You must understand that learning is not simply memorising facts but constructing personal meaning through experience, inquiry, and reflection. This understanding should inform every pedagogical decision a teacher makes.
Key Concepts
- **Learning as knowledge construction**: Children do not receive knowledge passively; they actively build understanding by connecting new information to existing mental frameworks (schemas). Learning happens when children manipulate, question, and reorganise ideas.
- **Prior knowledge matters**: What a child already knows determines what they can learn next. Effective teaching begins by activating and building upon children's existing knowledge, including knowledge gained from home and community.
- **Social nature of learning**: Learning occurs through interaction with peers, teachers, and the environment. Collaborative activities, group discussions, and peer teaching enhance understanding more than isolated study.
- **Intrinsic vs extrinsic motivation**: Intrinsic motivation (curiosity, interest, satisfaction) produces deeper and more lasting learning than extrinsic motivation (rewards, grades, punishment). Teachers should nurture internal drive.

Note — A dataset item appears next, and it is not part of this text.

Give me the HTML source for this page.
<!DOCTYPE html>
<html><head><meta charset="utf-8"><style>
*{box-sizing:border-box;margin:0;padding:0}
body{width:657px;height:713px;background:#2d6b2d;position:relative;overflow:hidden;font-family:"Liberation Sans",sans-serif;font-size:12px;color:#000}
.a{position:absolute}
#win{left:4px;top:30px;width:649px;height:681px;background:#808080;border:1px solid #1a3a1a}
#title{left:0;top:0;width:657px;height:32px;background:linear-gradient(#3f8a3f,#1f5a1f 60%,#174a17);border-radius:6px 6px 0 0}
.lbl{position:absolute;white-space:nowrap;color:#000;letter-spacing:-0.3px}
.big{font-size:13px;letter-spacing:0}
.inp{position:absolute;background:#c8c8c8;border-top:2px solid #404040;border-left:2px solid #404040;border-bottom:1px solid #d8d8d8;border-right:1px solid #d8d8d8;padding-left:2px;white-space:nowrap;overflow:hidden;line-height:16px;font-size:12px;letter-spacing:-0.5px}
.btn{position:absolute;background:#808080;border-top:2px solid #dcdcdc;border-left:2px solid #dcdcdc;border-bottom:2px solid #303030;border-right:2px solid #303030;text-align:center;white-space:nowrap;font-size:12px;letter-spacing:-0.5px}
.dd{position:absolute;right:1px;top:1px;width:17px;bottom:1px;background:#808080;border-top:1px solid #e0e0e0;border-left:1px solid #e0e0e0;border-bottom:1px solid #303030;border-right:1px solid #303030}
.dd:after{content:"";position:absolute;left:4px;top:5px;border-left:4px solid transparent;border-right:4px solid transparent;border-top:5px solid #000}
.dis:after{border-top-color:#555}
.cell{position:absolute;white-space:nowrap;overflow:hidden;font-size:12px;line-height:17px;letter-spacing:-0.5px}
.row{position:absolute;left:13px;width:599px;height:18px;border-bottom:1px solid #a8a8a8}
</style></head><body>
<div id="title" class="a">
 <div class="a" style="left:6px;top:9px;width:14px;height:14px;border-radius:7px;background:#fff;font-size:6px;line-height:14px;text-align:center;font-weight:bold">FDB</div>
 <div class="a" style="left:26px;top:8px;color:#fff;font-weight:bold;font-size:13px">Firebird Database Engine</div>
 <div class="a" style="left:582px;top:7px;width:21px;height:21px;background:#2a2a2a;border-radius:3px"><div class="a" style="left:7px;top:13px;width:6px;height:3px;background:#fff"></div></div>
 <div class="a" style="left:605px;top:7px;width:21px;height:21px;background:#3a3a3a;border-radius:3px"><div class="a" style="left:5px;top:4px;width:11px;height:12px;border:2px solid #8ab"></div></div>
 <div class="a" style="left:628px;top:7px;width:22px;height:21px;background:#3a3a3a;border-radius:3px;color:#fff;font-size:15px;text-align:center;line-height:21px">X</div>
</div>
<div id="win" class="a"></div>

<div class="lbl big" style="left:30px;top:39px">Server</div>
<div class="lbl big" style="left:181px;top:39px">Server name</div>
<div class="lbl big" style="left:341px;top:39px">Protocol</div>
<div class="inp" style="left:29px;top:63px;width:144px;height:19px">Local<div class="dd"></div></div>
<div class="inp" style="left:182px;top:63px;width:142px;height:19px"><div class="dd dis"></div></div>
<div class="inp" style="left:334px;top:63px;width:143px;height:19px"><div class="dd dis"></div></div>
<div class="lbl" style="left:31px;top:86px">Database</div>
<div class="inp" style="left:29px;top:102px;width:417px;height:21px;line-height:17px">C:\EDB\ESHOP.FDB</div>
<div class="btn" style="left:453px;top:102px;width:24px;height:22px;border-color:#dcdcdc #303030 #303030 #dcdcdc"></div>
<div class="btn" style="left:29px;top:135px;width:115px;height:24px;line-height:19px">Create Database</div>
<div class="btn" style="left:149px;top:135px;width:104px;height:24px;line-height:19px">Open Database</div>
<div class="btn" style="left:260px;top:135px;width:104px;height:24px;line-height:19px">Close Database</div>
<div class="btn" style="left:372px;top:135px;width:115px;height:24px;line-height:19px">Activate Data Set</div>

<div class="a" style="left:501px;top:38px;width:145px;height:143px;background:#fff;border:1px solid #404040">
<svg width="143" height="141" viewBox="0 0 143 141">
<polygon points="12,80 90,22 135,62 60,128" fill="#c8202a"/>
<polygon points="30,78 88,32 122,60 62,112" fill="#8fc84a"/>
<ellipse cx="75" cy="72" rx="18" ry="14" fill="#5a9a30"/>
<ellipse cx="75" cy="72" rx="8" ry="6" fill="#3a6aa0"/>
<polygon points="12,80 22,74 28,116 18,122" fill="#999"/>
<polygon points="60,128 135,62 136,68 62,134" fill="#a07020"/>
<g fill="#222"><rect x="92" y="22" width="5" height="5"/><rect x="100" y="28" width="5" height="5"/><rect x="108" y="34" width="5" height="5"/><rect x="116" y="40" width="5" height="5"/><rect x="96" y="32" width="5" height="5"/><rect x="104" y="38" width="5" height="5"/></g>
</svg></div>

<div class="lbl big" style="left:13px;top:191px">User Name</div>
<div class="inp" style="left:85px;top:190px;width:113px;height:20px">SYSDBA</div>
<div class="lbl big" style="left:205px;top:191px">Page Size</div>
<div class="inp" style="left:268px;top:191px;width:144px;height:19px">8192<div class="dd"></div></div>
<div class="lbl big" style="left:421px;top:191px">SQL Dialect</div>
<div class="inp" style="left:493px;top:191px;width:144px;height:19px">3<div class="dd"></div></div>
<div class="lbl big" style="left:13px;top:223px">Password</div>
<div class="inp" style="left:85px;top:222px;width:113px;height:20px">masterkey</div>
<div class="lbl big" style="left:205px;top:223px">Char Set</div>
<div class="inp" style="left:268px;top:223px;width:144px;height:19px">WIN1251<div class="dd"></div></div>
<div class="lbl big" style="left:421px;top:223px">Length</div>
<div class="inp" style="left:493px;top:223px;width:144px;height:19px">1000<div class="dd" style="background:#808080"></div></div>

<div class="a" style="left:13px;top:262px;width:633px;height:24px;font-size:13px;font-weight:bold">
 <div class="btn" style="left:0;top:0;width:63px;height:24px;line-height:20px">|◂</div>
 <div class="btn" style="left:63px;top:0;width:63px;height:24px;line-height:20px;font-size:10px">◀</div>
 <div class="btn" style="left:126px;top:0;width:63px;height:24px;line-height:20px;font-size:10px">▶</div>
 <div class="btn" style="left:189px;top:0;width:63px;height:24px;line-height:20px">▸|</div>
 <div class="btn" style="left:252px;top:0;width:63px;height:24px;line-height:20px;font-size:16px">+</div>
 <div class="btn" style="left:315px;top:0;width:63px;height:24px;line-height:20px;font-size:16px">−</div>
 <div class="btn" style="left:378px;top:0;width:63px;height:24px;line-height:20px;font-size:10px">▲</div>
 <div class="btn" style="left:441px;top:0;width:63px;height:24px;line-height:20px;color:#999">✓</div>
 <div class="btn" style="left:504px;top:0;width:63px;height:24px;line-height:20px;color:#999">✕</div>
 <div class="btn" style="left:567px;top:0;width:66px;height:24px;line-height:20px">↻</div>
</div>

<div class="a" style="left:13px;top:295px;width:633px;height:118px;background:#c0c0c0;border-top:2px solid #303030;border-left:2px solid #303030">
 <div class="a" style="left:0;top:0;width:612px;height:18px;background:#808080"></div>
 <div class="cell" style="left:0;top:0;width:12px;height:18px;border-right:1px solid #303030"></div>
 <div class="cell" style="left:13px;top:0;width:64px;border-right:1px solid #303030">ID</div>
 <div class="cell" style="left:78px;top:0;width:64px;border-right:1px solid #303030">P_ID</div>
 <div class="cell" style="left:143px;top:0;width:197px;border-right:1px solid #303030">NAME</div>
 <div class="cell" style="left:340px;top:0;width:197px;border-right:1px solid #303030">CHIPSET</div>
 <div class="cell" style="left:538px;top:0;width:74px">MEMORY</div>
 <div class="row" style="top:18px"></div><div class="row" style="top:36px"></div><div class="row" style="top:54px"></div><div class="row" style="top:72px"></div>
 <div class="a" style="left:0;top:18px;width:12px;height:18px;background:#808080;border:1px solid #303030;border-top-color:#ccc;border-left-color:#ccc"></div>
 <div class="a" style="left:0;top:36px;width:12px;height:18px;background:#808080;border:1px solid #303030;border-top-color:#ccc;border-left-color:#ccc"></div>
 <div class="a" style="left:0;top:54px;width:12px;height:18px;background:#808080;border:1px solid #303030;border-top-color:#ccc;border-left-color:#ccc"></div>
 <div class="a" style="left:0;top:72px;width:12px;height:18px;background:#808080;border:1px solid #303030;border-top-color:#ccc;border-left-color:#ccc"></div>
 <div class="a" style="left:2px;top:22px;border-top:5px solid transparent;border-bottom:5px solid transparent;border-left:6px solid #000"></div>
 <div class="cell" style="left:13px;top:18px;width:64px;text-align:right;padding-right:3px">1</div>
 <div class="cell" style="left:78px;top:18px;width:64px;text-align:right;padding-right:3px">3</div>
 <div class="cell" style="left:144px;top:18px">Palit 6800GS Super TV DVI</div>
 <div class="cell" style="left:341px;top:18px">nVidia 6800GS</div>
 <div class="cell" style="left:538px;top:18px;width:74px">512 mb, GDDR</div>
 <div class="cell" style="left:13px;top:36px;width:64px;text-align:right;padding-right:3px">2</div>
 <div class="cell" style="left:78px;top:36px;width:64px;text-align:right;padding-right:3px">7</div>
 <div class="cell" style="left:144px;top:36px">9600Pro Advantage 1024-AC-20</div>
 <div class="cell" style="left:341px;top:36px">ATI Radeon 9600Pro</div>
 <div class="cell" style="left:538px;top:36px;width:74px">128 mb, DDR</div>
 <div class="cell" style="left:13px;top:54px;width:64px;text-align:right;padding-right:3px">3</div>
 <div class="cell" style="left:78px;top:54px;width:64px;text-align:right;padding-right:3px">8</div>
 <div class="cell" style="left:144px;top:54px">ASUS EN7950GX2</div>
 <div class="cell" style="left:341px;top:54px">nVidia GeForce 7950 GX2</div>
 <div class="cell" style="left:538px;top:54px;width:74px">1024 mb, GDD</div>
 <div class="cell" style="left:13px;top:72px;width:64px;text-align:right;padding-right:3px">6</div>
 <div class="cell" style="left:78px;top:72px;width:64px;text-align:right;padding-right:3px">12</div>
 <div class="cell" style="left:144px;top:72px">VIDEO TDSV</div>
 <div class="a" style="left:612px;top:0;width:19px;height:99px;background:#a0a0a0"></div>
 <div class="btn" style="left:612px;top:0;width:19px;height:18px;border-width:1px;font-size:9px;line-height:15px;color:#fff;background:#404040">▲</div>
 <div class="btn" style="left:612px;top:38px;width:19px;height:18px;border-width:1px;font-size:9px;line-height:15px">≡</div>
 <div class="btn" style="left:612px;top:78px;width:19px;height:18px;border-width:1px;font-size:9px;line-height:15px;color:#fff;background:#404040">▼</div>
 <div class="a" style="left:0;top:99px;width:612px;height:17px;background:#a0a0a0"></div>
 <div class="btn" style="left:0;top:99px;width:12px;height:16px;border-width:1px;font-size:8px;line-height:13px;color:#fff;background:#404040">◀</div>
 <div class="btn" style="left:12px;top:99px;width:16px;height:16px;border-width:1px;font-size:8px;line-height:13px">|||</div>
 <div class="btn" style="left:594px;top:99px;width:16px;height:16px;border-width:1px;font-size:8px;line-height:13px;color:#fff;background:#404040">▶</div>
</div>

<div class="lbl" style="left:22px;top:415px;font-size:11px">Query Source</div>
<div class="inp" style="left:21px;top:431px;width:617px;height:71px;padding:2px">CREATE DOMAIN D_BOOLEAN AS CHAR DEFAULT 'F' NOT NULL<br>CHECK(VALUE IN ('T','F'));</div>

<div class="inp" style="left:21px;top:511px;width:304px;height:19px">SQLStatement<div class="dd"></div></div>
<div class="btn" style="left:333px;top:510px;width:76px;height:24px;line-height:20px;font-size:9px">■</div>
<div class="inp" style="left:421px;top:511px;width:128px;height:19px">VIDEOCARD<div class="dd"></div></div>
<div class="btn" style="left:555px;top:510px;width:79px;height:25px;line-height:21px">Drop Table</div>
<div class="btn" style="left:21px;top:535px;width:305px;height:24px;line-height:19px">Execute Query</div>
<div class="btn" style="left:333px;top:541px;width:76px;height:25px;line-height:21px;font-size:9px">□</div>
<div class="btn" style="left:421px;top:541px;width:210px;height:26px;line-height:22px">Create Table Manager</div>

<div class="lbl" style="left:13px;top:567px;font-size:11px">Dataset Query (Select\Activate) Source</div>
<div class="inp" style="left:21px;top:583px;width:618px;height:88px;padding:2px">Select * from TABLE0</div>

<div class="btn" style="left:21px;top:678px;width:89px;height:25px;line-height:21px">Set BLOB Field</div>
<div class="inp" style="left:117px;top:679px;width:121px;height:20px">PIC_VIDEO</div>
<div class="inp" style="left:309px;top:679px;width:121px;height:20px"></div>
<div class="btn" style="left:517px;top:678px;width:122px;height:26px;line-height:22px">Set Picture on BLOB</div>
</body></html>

- **Maslow's hierarchy**: Children cannot focus on higher learning if basic needs (food, safety, belonging) remain unmet. A hungry or fearful child cannot learn effectively regardless of teaching quality.
- **McClelland's achievement motivation**: The need for achievement, affiliation, and power influences learning behaviour. High achievers set moderate challenges and take responsibility for outcomes.
- **Child as problem-solver**: Children naturally investigate, hypothesise, and test ideas. The teacher's role shifts from information-giver to facilitator who poses problems and guides inquiry.